I'm studying differential geometry using doCarmo's book, and in the chapter about Gauss-Bonnet's theorem, I got stuck in the following exercise:
Let $S \subset \mathbb{R}^3$ be a surface homeomorphic to the torus $\Rightarrow$ $S$ has a differentiable vector field without singular points.
I know that if $\xi:S \rightarrow TS$ is a differentiable field with only finite singular points (I know that I can always construct this field)
$$0= \sum_{\{x \in S;\xi(x) = 0\}} I_x = \chi (S) $$
where $I_x$ is the index of $\xi$ in the point $x$, and $\chi(S)$ is the Euler characteristic of the surface $S$. But I don't know how to use this information to build a differential vector field without singular points.
The torus is $\mathbb{T}^2 = \mathbb{S^1}\times \mathbb{S}^1$. Let $X\in \mathcal{T}(\mathbb{S^1})$ be a never vanishing vector field (is very simple to construct one with the embedding $\mathbb{S^1}\subset \mathbb{C})$. then $X\times X\in \mathcal{T}(\mathbb{S^1}\times \mathbb{S^1} )$ is a non vanishing vector field on the torus.

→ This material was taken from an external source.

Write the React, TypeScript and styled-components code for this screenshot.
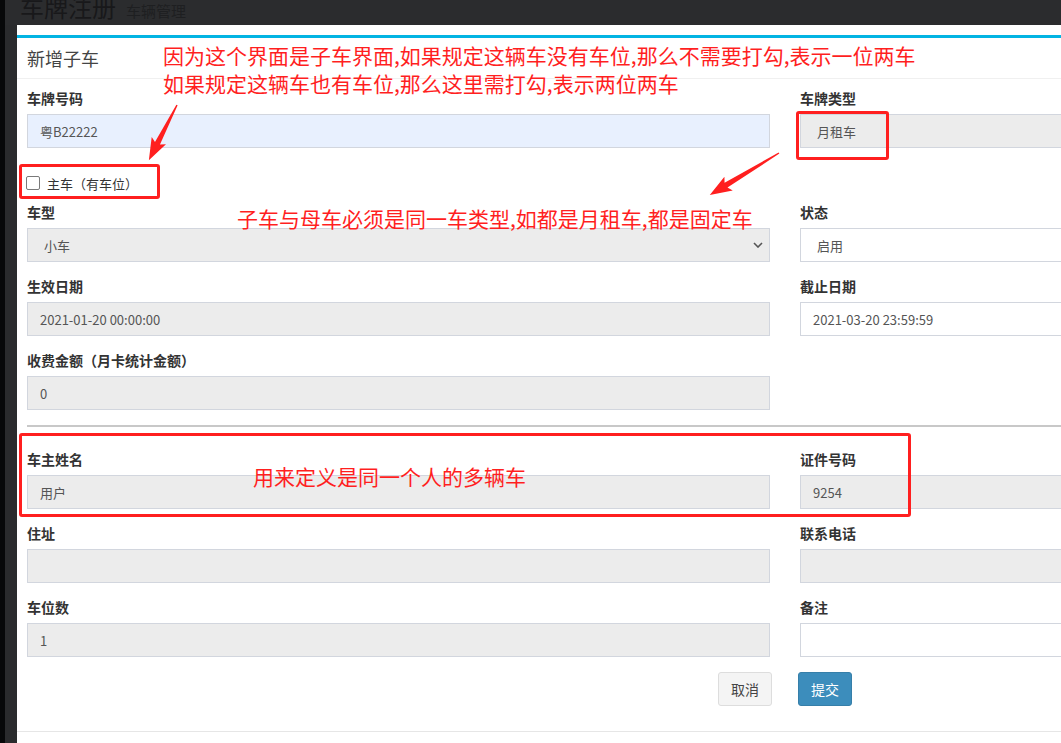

If you have another smooth surface $S$ such that there is a diffeo $\psi:\mathbb{T}^2\to S$, then pushing forward the non vanishing vector field you obtain $\psi_*(X\times X)$ which is a never vanishing vector field on $S$.
If $S$ is a smooth closed 2-manifold, that is homeomorphic to $\mathbb{T}^2$, then $\chi(S)=\chi(\mathbb{T}^2)$ (since the Euler characteristic is a topological invariant), therefore thanks to the classification theorem for smooth surfaces $S$ is also diffeomorphic to the torus, and the previous argument applies.
The Poincaré-Hopf theorem (and thus the Gauss-Bonnet theorem) a priori gives a necessary condition to have a never vanishing vector field ($\chi(M^2) = 0$) that a posteriori, thanks to the classification theorem of surfaces it is also sufficient. But you first have to show that the surface with Euler characteristic $0$ has a never vanishing vector field.